Simak, Ini Peringatan Dokter Reisa soal Penanganan Korban Kekerasan Berbasis Gender
jpnn.com, JAKARTA - Angka kasus kekerasan pada perempuan dilaporkan naik selama pandemi Covid-19 melanda Indonesia. Kekerasan berbasis gender ini perlu disikapi dengan serius mengingat kebutuhan korban menjadi dilematis.
Hal ini dikarenakan petugas atau pendamping, harus mengantisipasi dengan cermat situasi dan kondisi risiko penularan COVID-19 pada saat memberikan bantuan.
Duta Adaptasi Kebiasaan Baru Gugus Tugas Percepatan Penanganan Covid-19 Dokter Reisa Broto Asmoro mengungkapkan, besarnya kenaikan angka kekerasan terhadap perempuan sejak pandemi pada Maret lalu.

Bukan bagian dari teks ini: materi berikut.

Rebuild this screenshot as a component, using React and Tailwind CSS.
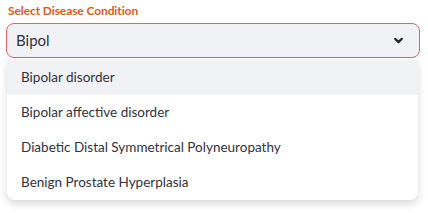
export default function App() {
  const options = [
    "Bipolar disorder",
    "Bipolar affective disorder",
    "Diabetic Distal Symmetrical Polyneuropathy",
    "Benign Prostate Hyperplasia",
  ];

  return (
    <div className="w-[428px] h-[213px] bg-white px-[6px] pt-[2px] text-[#31333f]" style={{ fontFamily: "Lato, 'Noto Sans', sans-serif" }}>
      {/* Label */}
      <div className="pl-[2px] text-[12px] font-bold leading-[17px] tracking-[-0.1px] text-[#dc5a22]">Select Disease Condition</div>

      {/* Select box */}
      <div className="mt-[4px] h-[35px] w-[414px] flex items-center justify-between rounded-[8px] border border-[#e0636c] bg-[#f0f2f6] pl-[9px] pr-[14px]">
        <span className="text-[15px]">Bipol</span>
        <svg width="13" height="13" viewBox="0 0 24 24" fill="none" stroke="#262730" strokeWidth="4" strokeLinecap="round" strokeLinejoin="round">
          <path d="M6 9l6 6 6-6" />
        </svg>
      </div>

      {/* Dropdown */}
      <div className="mt-[2px] ml-[1px] w-[411px] overflow-hidden rounded-b-[8px] bg-white shadow-[0_4px_8px_rgba(0,0,0,0.15)]">
        {options.map((o, i) => (
          <div
            key={o}
            className={"h-[35px] flex items-center pl-[14px] text-[13.5px] " + (i === 0 ? "bg-[#f0f2f6]" : "")}
          >
            {o}
          </div>
        ))}
      </div>
    </div>
  );
}
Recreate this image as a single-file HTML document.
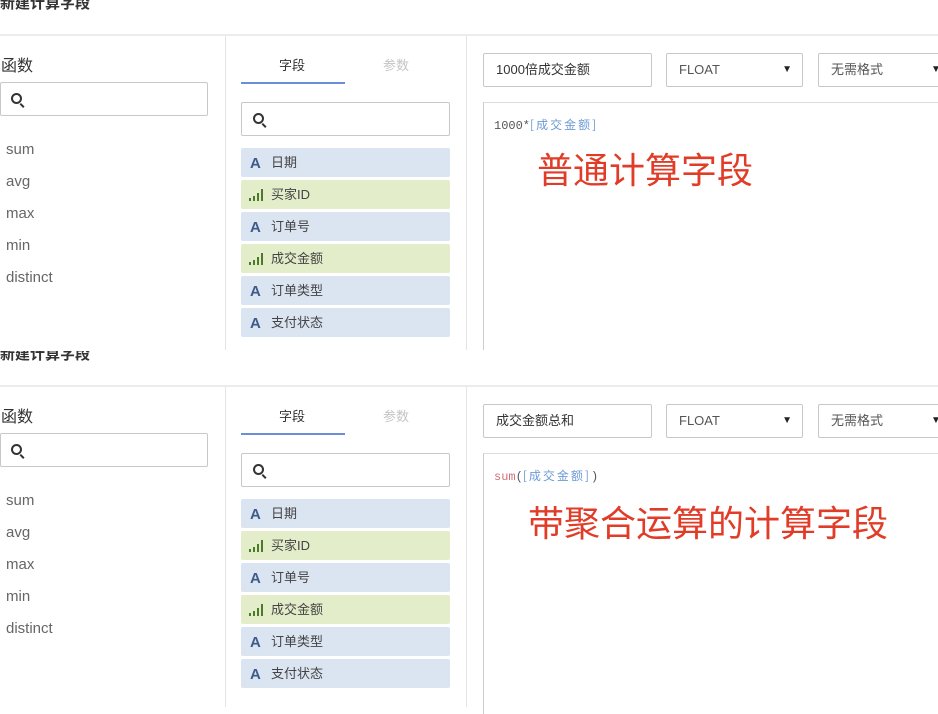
<!DOCTYPE html>
<html><head><meta charset="utf-8"><style>
*{margin:0;padding:0;box-sizing:border-box}
html,body{width:938px;height:714px;overflow:hidden}
body{background:#fff;font-family:"Liberation Sans","Noto Sans CJK SC",sans-serif;position:relative}
.p{position:absolute;left:0;width:938px;background:#fff;overflow:hidden}
.a{position:absolute}
.title{left:0;top:-8px;font-size:15px;font-weight:bold;color:#333}
.hl{left:0;top:34px;width:938px;height:2px;background:#ececec}
.v{width:1px;top:36px;height:320px;background:#e4e4e4}
.h2{left:1px;top:52px;font-size:16px;color:#333}
.box{border:1px solid #c8c8c8;border-radius:2px;background:#fff}
.q{position:absolute;width:11px;height:11px;border:2px solid #333;border-radius:50%}
.q:after{content:"";position:absolute;left:8px;top:8px;width:5px;height:2px;background:#333;transform:rotate(45deg);transform-origin:0 0}
.fn{left:6px;font-size:15px;color:#666}
.it{left:241px;width:209px;height:29px;border-radius:2px;font-size:13px;color:#444;line-height:29px;padding-left:30px}
.b{background:#dbe4f1}.g{background:#e3edc9}
.ia{position:absolute;left:9px;top:1px;font-weight:bold;font-size:15px;color:#3d5b8c;font-family:"Liberation Sans",sans-serif}
.bars{position:absolute;left:8px;top:9px;width:16px;height:12px}
.bars i{position:absolute;bottom:0;width:2px;background:#4a7a2a}
.inp{height:34px;font-size:13px;color:#333;line-height:32px;padding-left:12px}
.red{font-size:36px;color:#e03c28;font-family:"Noto Sans CJK SC",sans-serif;white-space:nowrap;line-height:40px}
.code{left:494px;top:116px;font-family:"Liberation Mono",monospace;font-size:12px;color:#555}
.code span{color:#6b9ad6;letter-spacing:2px;font-family:"Noto Sans CJK SC",sans-serif}
</style></head><body>

<div class="p" style="top:0;height:350px">
<div class="a title">新建计算字段</div>
<div class="a hl"></div>
<div class="a v" style="left:225px"></div>
<div class="a v" style="left:466px"></div>
<div class="a h2">函数</div>
<div class="a box" style="left:0;top:82px;width:208px;height:34px"><div class="q" style="left:10px;top:10px"></div></div>
<div class="a fn" style="top:141px">sum</div>
<div class="a fn" style="top:173px">avg</div>
<div class="a fn" style="top:205px">max</div>
<div class="a fn" style="top:237px">min</div>
<div class="a fn" style="top:269px">distinct</div>
<div class="a" style="left:279px;top:55px;font-size:13px;color:#333">字段</div>
<div class="a" style="left:383px;top:55px;font-size:13px;color:#c4c4c4">参数</div>
<div class="a" style="left:241px;top:82px;width:104px;height:2px;background:#6a8fd8"></div>
<div class="a box" style="left:241px;top:102px;width:209px;height:34px"><div class="q" style="left:11px;top:10px"></div></div>
<div class="a it b" style="top:148px"><span class="ia">A</span>日期</div>
<div class="a it g" style="top:180px"><span class="bars"><i style="left:0;height:3px"></i><i style="left:4px;height:5px"></i><i style="left:8px;height:8px"></i><i style="left:12px;height:12px"></i></span>买家ID</div>
<div class="a it b" style="top:212px"><span class="ia">A</span>订单号</div>
<div class="a it g" style="top:244px"><span class="bars"><i style="left:0;height:3px"></i><i style="left:4px;height:5px"></i><i style="left:8px;height:8px"></i><i style="left:12px;height:12px"></i></span>成交金额</div>
<div class="a it b" style="top:276px"><span class="ia">A</span>订单类型</div>
<div class="a it b" style="top:308px"><span class="ia">A</span>支付状态</div>
<div class="a box inp" style="left:483px;top:53px;width:169px">1000倍成交金额</div>
<div class="a box inp" style="left:666px;top:53px;width:137px;color:#555">FLOAT<span style="position:absolute;right:10px;font-size:10px;color:#222">▼</span></div>
<div class="a box inp" style="left:818px;top:53px;width:130px;color:#555">无需格式<span style="position:absolute;left:112px;font-size:10px;color:#222">▼</span></div>
<div class="a" style="left:483px;top:102px;width:460px;height:260px;border-left:1px solid #ccc;border-top:1px solid #ddd"></div>
<div class="a code">1000*<span>[成交金额]</span></div>
<div class="a red" style="left:537px;top:148px">普通计算字段</div>
</div>

<div class="p" style="top:351px;height:363px">
<div class="a title">新建计算字段</div>
<div class="a hl"></div>
<div class="a v" style="left:225px"></div>
<div class="a v" style="left:466px"></div>
<div class="a h2">函数</div>
<div class="a box" style="left:0;top:82px;width:208px;height:34px"><div class="q" style="left:10px;top:10px"></div></div>
<div class="a fn" style="top:141px">sum</div>
<div class="a fn" style="top:173px">avg</div>
<div class="a fn" style="top:205px">max</div>
<div class="a fn" style="top:237px">min</div>
<div class="a fn" style="top:269px">distinct</div>
<div class="a" style="left:279px;top:55px;font-size:13px;color:#333">字段</div>
<div class="a" style="left:383px;top:55px;font-size:13px;color:#c4c4c4">参数</div>
<div class="a" style="left:241px;top:82px;width:104px;height:2px;background:#6a8fd8"></div>
<div class="a box" style="left:241px;top:102px;width:209px;height:34px"><div class="q" style="left:11px;top:10px"></div></div>
<div class="a it b" style="top:148px"><span class="ia">A</span>日期</div>
<div class="a it g" style="top:180px"><span class="bars"><i style="left:0;height:3px"></i><i style="left:4px;height:5px"></i><i style="left:8px;height:8px"></i><i style="left:12px;height:12px"></i></span>买家ID</div>
<div class="a it b" style="top:212px"><span class="ia">A</span>订单号</div>
<div class="a it g" style="top:244px"><span class="bars"><i style="left:0;height:3px"></i><i style="left:4px;height:5px"></i><i style="left:8px;height:8px"></i><i style="left:12px;height:12px"></i></span>成交金额</div>
<div class="a it b" style="top:276px"><span class="ia">A</span>订单类型</div>
<div class="a it b" style="top:308px"><span class="ia">A</span>支付状态</div>
<div class="a box inp" style="left:483px;top:53px;width:169px">成交金额总和</div>
<div class="a box inp" style="left:666px;top:53px;width:137px;color:#555">FLOAT<span style="position:absolute;right:10px;font-size:10px;color:#222">▼</span></div>
<div class="a box inp" style="left:818px;top:53px;width:130px;color:#555">无需格式<span style="position:absolute;left:112px;font-size:10px;color:#222">▼</span></div>
<div class="a" style="left:483px;top:102px;width:460px;height:261px;border-left:1px solid #ccc;border-top:1px solid #ddd"></div>
<div class="a code"><b style="font-weight:normal;color:#d0707a">sum</b>(<span>[成交金额]</span>)</div>
<div class="a red" style="left:528px;top:150px">带聚合运算的计算字段</div>
</div>
</body></html>
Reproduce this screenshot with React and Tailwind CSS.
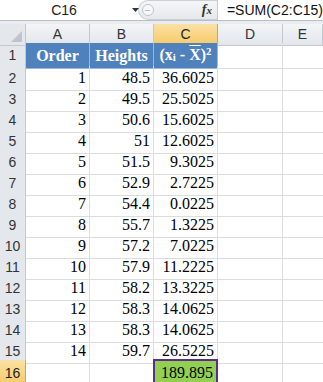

“Pusat Pelayanan Terpadu Pemberdayaan Perempuan dan Anak P2TP2A dan Komnas Perempuan mencatat peningkatan kasus kekerasan terhadap perempuan sebesar 75 persen sejak pandemi Covid-19,” kata Dokter Reisa di Media Center Gugus Tugas Nasional, Graha Badan Nasional Penanggulangan Bencana (BNPB), Jakarta, Jumat (10/7).
Kekerasan berbasis gender dapat terjadi di wilayah pribadi, seperti di dalam rumah tangga, dan di wilayah publik, seperti di tempat kerja atau di tempat umum. Serta, dalam situasi normal ataupun situasi sulit, seperti bencana dan konflik.
Reisa juga menekankan, pihak korban seharusnya tidak dibiarkan sendirian menghadapi kekerasan dan harus tetap mendapatkan bantuan dari pihak lain, meskipun dalam kondisi pandemi ini.
Dilematika pemenuhan kebutuhan bantuan terhadap korban saat ini, mengharuskan kecermatan petugas atau pendamping terkait situasi dan kondisi penularan Covid-19 pada saat memberikan bantuan.
Oleh karena itu, Kementerian Pemberdayaan Perempuan dan Perlindungan Anak (Kemen PPPA) bersama dengan United Nations Fund for Population (UNFPA) menetapkan protokol penanganan kasus kekerasan berbasis gender yang dapat digunakan sebagai protokol bersama dalam penanganan kekerasan.